The technology is already in place in San Francisco and San Jose, California, as well as Houston, Dallas, and San Antonio, Texas. McCarran International Airport, in Las Vegas, is the latest to offer the service, through a CLEAR company kiosk. And how it works is a lot like the future you may have imagined as a child (if you grew up before anyone you knew you would one day own a personal computer, that is, back when people called the Internet the “World Wide Web”).

biometric

CLEAR kiosks. From Gokis.

According to the LA Times, Clear members, who pay $179 per year for the service, don’t need to wait on long lines to show passports and driver’s licenses before boarding a plane. (How old-fashioned!) Instead, they’re identified by their fingerprints and their irises. That’s right — the pigmented portion of the eye that determines eye color is used as ID. Just like no two person’s fingerprints are identical, there’s no match for an individual’s irises either. Getting beyond the convenience factor, this kind of biometric scanning is a pretty foolproof method of ensuring people are who they say they are when they travel by air.

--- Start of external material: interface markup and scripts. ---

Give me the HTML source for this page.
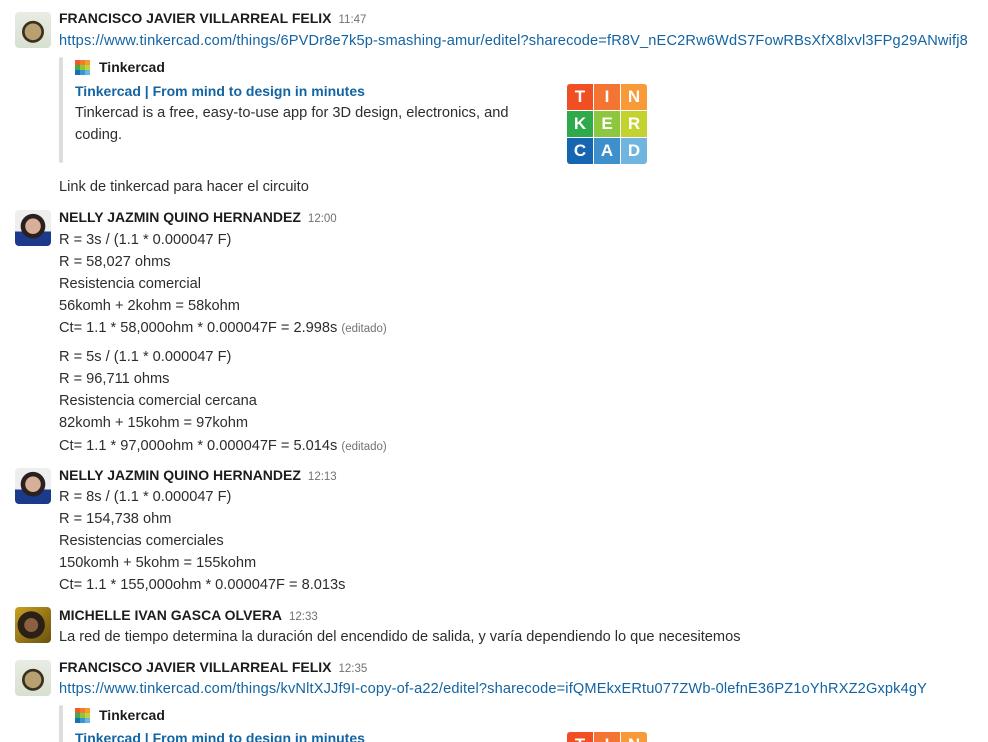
<!DOCTYPE html>
<html><head><meta charset="utf-8"><style>
html,body{margin:0;width:988px;height:742px;overflow:hidden}
body{background:#fff;font-family:"Liberation Sans",sans-serif;color:#2c2d30;position:relative}
.a{position:absolute;left:15px;width:36px;height:36px;border-radius:4px;overflow:hidden}
.l{position:absolute;left:59px;font-size:14.6px;line-height:18px;white-space:nowrap}
.n{font-weight:bold;color:#1d1c1d;font-size:14px}
.t{font-size:11.5px;color:#717274;font-weight:normal;margin-left:7px}
.lk{color:#1264a3}
.e{font-size:11.5px;color:#717274}
.bar{position:absolute;left:59px;width:4px;background:#ddd;border-radius:2px}
.at{left:75px}
.hd{left:99px}
.ico{position:absolute;left:75px;width:15px;height:15px;display:grid;grid-template-columns:repeat(3,5px);grid-template-rows:repeat(3,5px)}
.ico i{display:block}
.logo{position:absolute;left:567px;width:80px;height:80px;display:grid;grid-template-columns:repeat(3,26px);grid-template-rows:repeat(3,26px);gap:1px;border-radius:3px;overflow:hidden}
.logo b{color:#fff;font-size:17px;display:flex;align-items:center;justify-content:center}
</style></head><body>
<div class="a" style="top:12px;background:radial-gradient(circle at 50% 55%,#b8a070 0 30%,#3a3020 32% 40%,transparent 42%),linear-gradient(#e8ece4,#d8e0d0)"></div>
<div class="l n" style="top:9px">FRANCISCO JAVIER VILLARREAL FELIX<span class="t">11:47</span></div>
<div class="l lk" style="top:32px;letter-spacing:0.15px">https://www.tinkercad.com/things/6PVDr8e7k5p-smashing-amur/editel?sharecode=fR8V_nEC2Rw6WdS7FowRBsXfX8lxvl3FPg29ANwifj8</div>
<div class="bar" style="top:57px;height:106px"></div>
<div class="ico" style="top:60px"><i style="background:#f05a28"></i><i style="background:#f47b2a"></i><i style="background:#f79a30"></i><i style="background:#3cae49"></i><i style="background:#8cc63f"></i><i style="background:#c2d431"></i><i style="background:#1a6fb5"></i><i style="background:#3d95d0"></i><i style="background:#6cb6e0"></i></div>
<div class="l hd n" style="top:58px">Tinkercad</div>
<div class="l at lk" style="top:82px;font-weight:bold;font-size:14px">Tinkercad | From mind to design in minutes</div>
<div class="l at" style="top:104px">Tinkercad is a free, easy-to-use app for 3D design, electronics, and</div>
<div class="l at" style="top:126px">coding.</div>
<div class="logo" style="top:84px"><b style="background:#f04e23">T</b><b style="background:#f47433">I</b><b style="background:#f89a38">N</b><b style="background:#2eaa4a">K</b><b style="background:#8dc63f">E</b><b style="background:#c4d22f">R</b><b style="background:#1565b0">C</b><b style="background:#3e90cd">A</b><b style="background:#6fb5df">D</b></div>
<div class="l" style="top:178px">Link de tinkercad para hacer el circuito</div>

<div class="a" style="top:210px;background:radial-gradient(circle at 50% 45%,#d8b09a 0 28%,#2a2020 30% 45%,transparent 47%),linear-gradient(#eee 60%,#1c3a8c 60%)"></div>
<div class="l n" style="top:208px">NELLY JAZMIN QUINO HERNANDEZ<span class="t">12:00</span></div>
<div class="l" style="top:231px">R = 3s / (1.1 * 0.000047 F)</div>
<div class="l" style="top:253px">R = 58,027 ohms</div>
<div class="l" style="top:275px">Resistencia comercial</div>
<div class="l" style="top:297px">56komh + 2kohm = 58kohm</div>
<div class="l" style="top:319px">Ct= 1.1 * 58,000ohm * 0.000047F = 2.998s <span class="e">(editado)</span></div>
<div class="l" style="top:348px">R = 5s / (1.1 * 0.000047 F)</div>
<div class="l" style="top:370px">R = 96,711 ohms</div>
<div class="l" style="top:392px">Resistencia comercial cercana</div>
<div class="l" style="top:414px">82komh + 15kohm = 97kohm</div>
<div class="l" style="top:437px">Ct= 1.1 * 97,000ohm * 0.000047F = 5.014s <span class="e">(editado)</span></div>

<div class="a" style="top:468px;background:radial-gradient(circle at 50% 45%,#d8b09a 0 28%,#2a2020 30% 45%,transparent 47%),linear-gradient(#eee 60%,#1c3a8c 60%)"></div>
<div class="l n" style="top:466px">NELLY JAZMIN QUINO HERNANDEZ<span class="t">12:13</span></div>
<div class="l" style="top:488px">R = 8s / (1.1 * 0.000047 F)</div>
<div class="l" style="top:510px">R = 154,738 ohm</div>
<div class="l" style="top:532px">Resistencias comerciales</div>
<div class="l" style="top:554px">150komh + 5kohm = 155kohm</div>
<div class="l" style="top:576px">Ct= 1.1 * 155,000ohm * 0.000047F = 8.013s</div>

<div class="a" style="top:607px;background:radial-gradient(circle at 45% 50%,#8a6040 0 25%,#2a2015 27% 50%,transparent 52%),linear-gradient(135deg,#c8a020,#6a5010)"></div>
<div class="l n" style="top:606px">MICHELLE IVAN GASCA OLVERA<span class="t">12:33</span></div>
<div class="l" style="top:628px">La red de tiempo determina la duración del encendido de salida, y varía dependiendo lo que necesitemos</div>

<div class="a" style="top:660px;background:radial-gradient(circle at 50% 55%,#b8a070 0 30%,#3a3020 32% 40%,transparent 42%),linear-gradient(#e8ece4,#d8e0d0)"></div>
<div class="l n" style="top:658px">FRANCISCO JAVIER VILLARREAL FELIX<span class="t">12:35</span></div>
<div class="l lk" style="top:680px;letter-spacing:0.15px">https://www.tinkercad.com/things/kvNltXJJf9I-copy-of-a22/editel?sharecode=ifQMEkxERtu077ZWb-0lefnE36PZ1oYhRXZ2Gxpk4gY</div>
<div class="bar" style="top:705px;height:37px;border-radius:2px 2px 0 0"></div>
<div class="ico" style="top:708px"><i style="background:#f05a28"></i><i style="background:#f47b2a"></i><i style="background:#f79a30"></i><i style="background:#3cae49"></i><i style="background:#8cc63f"></i><i style="background:#c2d431"></i><i style="background:#1a6fb5"></i><i style="background:#3d95d0"></i><i style="background:#6cb6e0"></i></div>
<div class="l hd n" style="top:706px">Tinkercad</div>
<div class="l at lk" style="top:729px;font-weight:bold;font-size:14px;height:13px;overflow:hidden">Tinkercad | From mind to design in minutes</div>
<div class="logo" style="top:732px;height:10px;border-radius:3px 3px 0 0"><b style="background:#f04e23">T</b><b style="background:#f47433">I</b><b style="background:#f89a38">N</b></div>
</body></html>
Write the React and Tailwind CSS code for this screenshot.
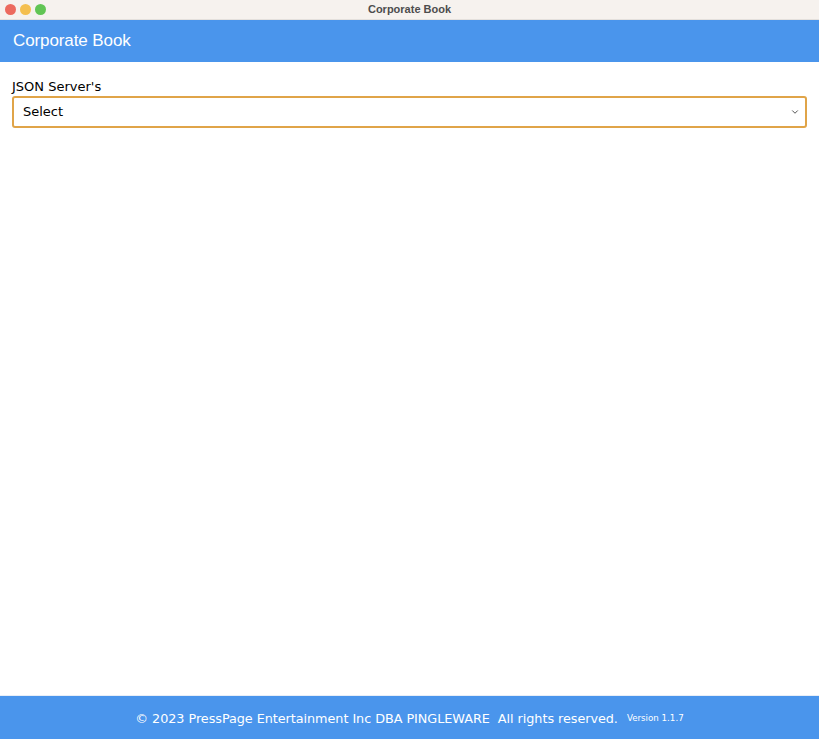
import { ChevronDown } from 'lucide-react';

export default function App() {
    return (
        <div className="flex h-screen flex-col bg-white" style={{ fontFamily: '"DejaVu Sans", Verdana, sans-serif' }}>
            {/* Window title bar */}
            <div className="relative flex h-[20px] flex-shrink-0 items-center justify-center bg-[#f6f2ee] border-b border-[#e4e0dc]">
                <div className="absolute left-[5px] top-[4px] flex gap-[4px]">
                    <span className="h-[11px] w-[11px] rounded-full bg-[#ec6a5e]" />
                    <span className="h-[11px] w-[11px] rounded-full bg-[#f4bf4f]" />
                    <span className="h-[11px] w-[11px] rounded-full bg-[#61c554]" />
                </div>
                <span className="text-[11px] font-bold text-[#4d4d4d]" style={{ fontFamily: '"Liberation Sans", Arial, sans-serif' }}>
                    Corporate Book
                </span>
            </div>

            {/* App header */}
            <header className="flex h-[42px] flex-shrink-0 items-center bg-[#4a95ec] px-[13px]">
                <h1 className="text-[17px] tracking-[-0.1px] text-white" style={{ fontFamily: '"Liberation Sans", Arial, sans-serif' }}>
                    Corporate Book
                </h1>
            </header>

            {/* Main */}
            <main className="flex-1 px-[12px] pt-[16px]">
                <label className="block text-[13px] leading-[17px] text-black">JSON Server's</label>
                <div className="mt-[1px] flex h-[32px] items-center rounded-[3px] border-2 border-[#e0a448] pl-[9px] pr-[5px]">
                    <span className="flex-1 text-[13px] text-black">Select</span>
                    <ChevronDown className="h-[10px] w-[10px] text-[#444]" strokeWidth={2.2} />
                </div>
            </main>

            {/* Footer */}
            <footer className="flex h-[44px] flex-shrink-0 items-center justify-center border-t border-[#e8eef7] bg-[#4a95ec] pt-[3px] text-white">
                <span className="text-[12.8px] tracking-[-0.05px]">© 2023 PressPage Entertainment Inc DBA PINGLEWARE&nbsp; All rights reserved.</span>
                <span className="ml-[9px] text-[8.7px]">Version 1.1.7</span>
            </footer>
        </div>
    );
}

The CLEAR company’s video about the process makes it all seem very simple and even routine, downplaying the incredible technology at work. It’s not as if biometric scanning is really so unusual these days. Some apartment buildings in New York City have biometric readers outside to allow only residents in. Six Flags even offers a biometric season pass.

Still, this is the stuff of science fiction brought to life. So naturally, there’s a tendency to consider the possible problems that could arise.

In Florida, legislators are concerned about the government collecting biometric information from schoolchildren. There’s a move to ban biometric scanners in schools. Movies, of course, offer plenty more reasons to remain skeptical about this type of technology. Didn’t Tom Cruise’s character have some kind of eye operation to outwit scanners in “Minority Report?” And wasn’t there a movie where a guy cut off another guy’s finger to scan his way through security?

Grisly and otherwise undesirable outcomes aside, however, biometric scanning technology is here to stay, with positive results just as likely. The future, it seems, is now.